“We were going to do a workshop production live-theater style, in a black box and everything,” writer/producer Christin Hoang says of her original 2020 plans for the musical Romeo & Katrina. “But then the pandemic hit [and] we had to pivot really quick.”
Hoang has created stage shows before with her Color Arc production company, but this is her first full-scale musical; it’s a work of fiction, but inspired by elements of her own younger life in New Orleans. Set a few years after Hurricane Katrina, it’s a love story centered on two young people: a working-class Vietnamese-American man and an upper-class Black woman. In addition to writing and producing, Hoang also appears in Romeo & Katrina in a role based on her own mother. “Yeah, I play my own mom, sort of,” she says with a laugh. “But all don't artists... try to resolve issues from our parents?”

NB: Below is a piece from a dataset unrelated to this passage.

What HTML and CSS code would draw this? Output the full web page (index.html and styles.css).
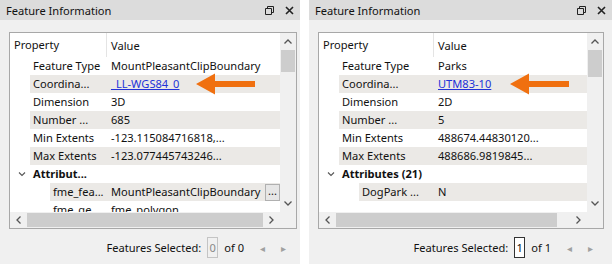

On October 10, Hoang and crew will perform a virtual workshop production of the musical; they’ll present just the first scene and also host a talkback with the cast and crew. To create this virtual production, Hoang enlisted director Ya’Ke Smith, who she can’t rave enough about. “He’s artist through and through, in his day job and his night job, on his weekend job, in his sleep,” she says.
Though he was involved in live theater as a kid, Smith primarily works in film. “You know, I’m a film director,” he says. “And so moving into the sort of stage play side of this was a new challenge for me, but an interesting challenge.” The way this iteration of Romeo & Katrina is being presented, though, allows him to experiment a bit with both worlds. “Because we’re doing it via zoom, it allows for more sort of creative ways of putting it together in the visual sense,” Smith says. “It’s not just people on a stage – I can actually do interesting things in moving squares around and bringing people in and out and fading things in and out and adding additional footage and music.”

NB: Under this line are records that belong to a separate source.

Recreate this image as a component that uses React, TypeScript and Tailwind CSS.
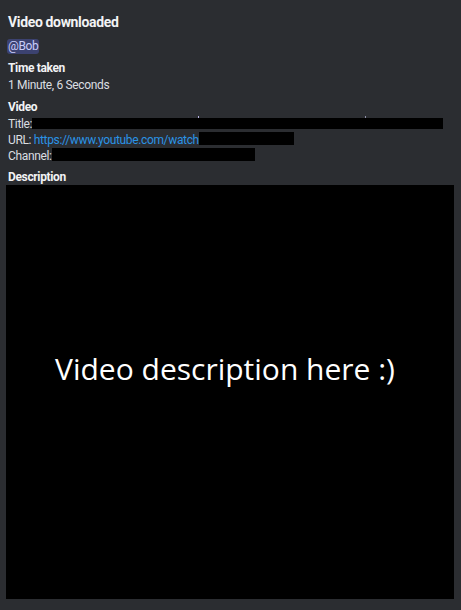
import React from 'react';

const Field: React.FC<{ name: string; className?: string; children: React.ReactNode }> = ({
  name,
  className = '',
  children,
}) => (
  <div className={`px-[2px] ${className}`}>
    <div className="text-[12px] font-bold leading-[15px] text-[#f2f3f5]">{name}</div>
    <div className="mt-[1px] text-[12px] leading-[16px] text-[#dbdee1]">{children}</div>
  </div>
);

const Redacted: React.FC<{ className: string; children?: React.ReactNode }> = ({ className, children }) => (
  <span className={`relative block bg-black ${className}`}>{children}</span>
);

export default function App() {
  return (
    <div className="min-h-[610px] w-[461px] bg-[#2b2d31] pl-[6px] pr-[7px] pt-[13px] pb-[11px] font-['Roboto',sans-serif] tracking-[-0.35px]">
      <div className="px-[2px] text-[14px] font-bold leading-[18px] text-[#f2f3f5]">Video downloaded</div>

      <div className="mt-[8px] flex px-[1px]">
        <span className="rounded-[3px] bg-[#3c4270] px-[1px] text-[12px] leading-[15px] text-[#c9cdfb]">@Bob</span>
      </div>

      <Field name="Time taken" className="mt-[7px]">
        1 Minute, 6 Seconds
      </Field>

      <Field name="Video" className="mt-[7px]">
        <div className="flex h-[16px] items-start">
          <span>Title:</span>
          <Redacted className="mt-[2px] h-[11px] w-[411px]">
            <span className="absolute left-[166px] top-[-2px] h-[2px] w-[1px] bg-[#b9b3e6]" />
            <span className="absolute left-[333px] top-[-2px] h-[2px] w-[1px] bg-[#8f8fa8]" />
          </Redacted>
        </div>
        <div className="flex h-[16px] items-start">
          <span className="whitespace-pre">URL: </span>
          <span className="text-[#2a93e6]">https://www.youtube.com/watch</span>
          <Redacted className="mt-[0px] h-[13px] w-[95px]" />
        </div>
        <div className="flex h-[16px] items-start">
          <span>Channel:</span>
          <Redacted className="mt-[0px] h-[13px] w-[203px]" />
        </div>
      </Field>

      <div className="mt-[6px] px-[2px] text-[12px] font-bold leading-[15px] text-[#f2f3f5]">Description</div>

      <div className="flex h-[414px] w-[448px] items-center justify-center bg-black pb-[47px] pr-[10px] tracking-normal">
        <span className="font-['Open_Sans',sans-serif] text-[30px] leading-[40px] text-white">
          Video description here :)
        </span>
      </div>
    </div>
  );
}
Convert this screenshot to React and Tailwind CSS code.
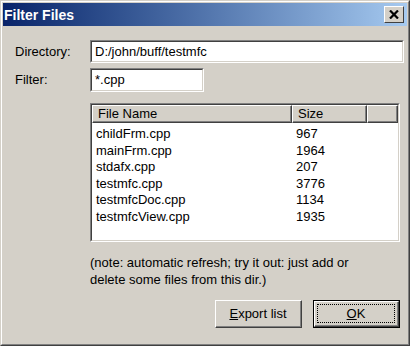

Since this is her first musical, Hoang needed some help with the music side of thingsm, and she partnered with composer Tyler Mabry. “What’s awesome about working with Christine and working on this project… is that she writes such amazing characters,” Mabry says. “And the concept of this show was so vivid… that I think it just translated really naturally to music.”
Mabry says that workshopping a musical during a pandemic comes with some challenges. “One of the challenges… in terms of workshopping a musical in this context is that you can’t hear people together,” he says. “You just can’t work that quickly, I don’t think, in this environment.”
James Cho, who plays Romeo, was cast in February, just before the pandemic lockdown went into place. Because of the timing, almost all of his experiences with Romeo & Katrina since that audition have been virtual. “As a matter of fact, there are several people [in the cast and crew] that I’ve never met face to face,” he says. Rehearsing via zoom has its limitations, he says, but has also bonded the team in an unusual way. “I think that everybody just really was great about rolling with the punches,” Cho says. “It sort of took a form that is different than we anticipated but that also, I think, provided a sense of camaraderie. It’s its own thing.”
Hoang sees the positive in presenting the workshop online rather than onstage. “You need three things for theater,” she says. “You need performers, you need an audience, and you need a space. Before Covid, the space in our minds has always been a traditional theater. And now we’ve had to challenge ourselves about what space means for art, and right now it’s a shared space under one common sky. And I think that’s how we’re all trying to survive and get along and connect, is that we’re still connecting and we still share something in common. It might not be in a space where we can touch each other physically, but maybe we can touch each other through our hearts. And that’s [what] artists try to do. We just try to connect with people.”